F I L E D
United States Court of Appeals
Tenth Circuit
UNITED STATES COURT OF APPEALS
OCT 6 1998
FOR THE TENTH CIRCUIT
PATRICK FISHER
Clerk
CARL EUGENE HOWARD,
Petitioner-Appellant,
v. No. 97-3297
(D.C. No. 94-CV-3263)
MICHAEL A. NELSON, Warden, (D. Kan.)
and ATTORNEY GENERAL OF
THE STATE OF KANSAS,
Respondents-Appellees.
ORDER AND JUDGMENT *
Before ANDERSON , BARRETT , and TACHA , Circuit Judges.
After examining the briefs and appellate record, this panel has determined
unanimously that oral argument would not materially assist the determination of
this appeal. See Fed. R. App. P. 34(a); 10th Cir. R. 34.1.9. The case is therefore
ordered submitted without oral argument.
*
This order and judgment is not binding precedent, except under the
doctrines of law of the case, res judicata, and collateral estoppel. The court
generally disfavors the citation of orders and judgments; nevertheless, an order
and judgment may be cited under the terms and conditions of 10th Cir. R. 36.3.
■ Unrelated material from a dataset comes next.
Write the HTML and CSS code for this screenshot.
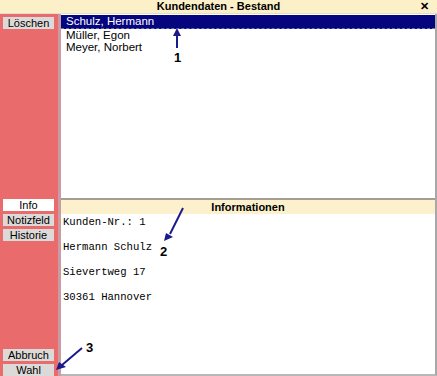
FILE: index.html
```html
<!DOCTYPE html>
<html>
<head>
	<meta charset="utf-8">
	<title>Kundendaten - Bestand</title>
	<link rel="stylesheet" href="styles.css">
</head>
<body>
	<div class="window">
		<div class="titlebar">
			<span class="title">Kundendaten - Bestand</span>
			<span class="close">&#x2715;</span>
		</div>
		<div class="main">
			<div class="sidebar">
				<div class="btn">Löschen</div>
				<div class="group-info">
					<div class="btn active">Info</div>
					<div class="btn">Notizfeld</div>
					<div class="btn">Historie</div>
				</div>
				<div class="group-end">
					<div class="btn">Abbruch</div>
					<div class="btn last">Wahl</div>
				</div>
			</div>
			<div class="content">
				<div class="list">
					<div class="row selected">Schulz, Hermann</div>
					<div class="row">Müller, Egon</div>
					<div class="row">Meyer, Norbert</div>
				</div>
				<div class="info">
					<div class="info-head">Informationen</div>
					<div class="info-body">
						<div class="line">Kunden-Nr.: 1</div>
						<div class="line">Hermann Schulz</div>
						<div class="line">Sievertweg 17</div>
						<div class="line">30361 Hannover</div>
					</div>
				</div>
			</div>
		</div>

		<svg class="marks" width="437" height="376" viewBox="0 0 437 376">
			<g stroke="#1a1a8c" stroke-width="2" fill="#1a1a8c">
				<line x1="177" y1="48" x2="177" y2="33"/>
				<polygon points="173,36 181,36 177,28" stroke="none"/>
				<line x1="183" y1="208" x2="170" y2="234"/>
				<polygon points="164,241 166,233 173,237" stroke="none"/>
				<line x1="82" y1="348" x2="62" y2="365"/>
				<polygon points="56,370 59,362 66,367" stroke="none"/>
			</g>
			<text x="174" y="62" class="num">1</text>
			<text x="160" y="256" class="num">2</text>
			<text x="86" y="352" class="num">3</text>
		</svg>
	</div>
</body>
</html>
```

FILE: styles.css
```css
body {
	margin: 0;
	background: #fff;
	font-family: "Liberation Sans", Arial, sans-serif;
	font-size: 11px;
	color: #000;
}

.window {
	position: relative;
	width: 437px;
	height: 376px;
	display: flex;
	flex-direction: column;
	overflow: hidden;
}

.titlebar {
	height: 13px;
	background: #fcf0c9;
	border-bottom: 1px solid #e4dccc;
	display: flex;
	align-items: center;
	justify-content: center;
	position: relative;
}

.title {
	font-weight: bold;
	font-size: 11px;
	line-height: 13px;
}

.close {
	position: absolute;
	right: 8px;
	top: 0;
	font-size: 11px;
	font-weight: bold;
	line-height: 13px;
}

.main {
	flex: 1;
	display: flex;
}

.sidebar {
	width: 55px;
	background: #e96b6b;
	border-right: 3px solid #c89ca2;
	padding: 3px 0 0 3px;
	display: flex;
	flex-direction: column;
	box-sizing: content-box;
}

.btn {
	width: 51px;
	height: 12px;
	line-height: 12px;
	background: #dcdad8;
	text-align: center;
	font-size: 11px;
	margin-bottom: 3px;
}

.btn.active {
	background: #fff;
}

.btn.last {
	margin-bottom: 0;
	margin-top: 1px;
}

.group-info {
	margin-top: 167px;
}

.group-end {
	margin-top: auto;
}

.content {
	flex: 1;
	display: flex;
	flex-direction: column;
	border-right: 2px solid #a8a8a8;
	border-bottom: 2px solid #b8b8b8;
}

.list {
	height: 183px;
	padding-top: 1px;
	border-bottom: 2px solid #a49e92;
}

.row {
	height: 12px;
	line-height: 12px;
	padding-left: 5px;
	font-size: 11.5px;
	overflow: hidden;
}

.row.selected {
	height: 13px;
	line-height: 13px;
	background: #05057e;
	color: #fff;
	border-bottom: 1px dashed #6a6ac0;
}

.info {
	flex: 1;
	display: flex;
	flex-direction: column;
}

.info-head {
	height: 14px;
	line-height: 14px;
	background: #fdf0cd;
	text-align: center;
	font-weight: bold;
}

.info-body {
	padding: 2px 0 0 2px;
	font-family: "Liberation Mono", "Courier New", monospace;
	font-size: 10.6px;
}

.line {
	height: 25px;
	line-height: 13px;
}

.marks {
	position: absolute;
	left: 0;
	top: 0;
	pointer-events: none;
}

.num {
	font-family: "Liberation Sans", Arial, sans-serif;
	font-weight: bold;
	font-size: 13px;
	fill: #000;
}
```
Petitioner Carl Eugene Howard appeals from the district court’s order
denying his petition for a writ of habeas corpus pursuant to 28 U.S.C. § 2254.
We affirm.
Mr. Howard has moved for a certificate of appealability (coa) and for in
forma pauperis status on appeal. Mr. Howard filed his petition in district court
June 24, 1994. Therefore, as he filed before the April 24, 1996 enactment of the
Antiterrorism and Effective Death Penalty Act of 1996, the new coa requirements
contained therein do not apply. See United States v. Kunzman , 125 F.3d 1363,
1364 n.2 (10th Cir. 1997), cert. denied, 118 S. Ct. 1375 (1998). For Mr. Howard
to proceed, a certificate of probable cause under former 28 U.S.C. § 2253 is
required. Upon consideration of the materials before us, we grant Mr. Howard
both a certificate of probable cause and in forma pauperis status.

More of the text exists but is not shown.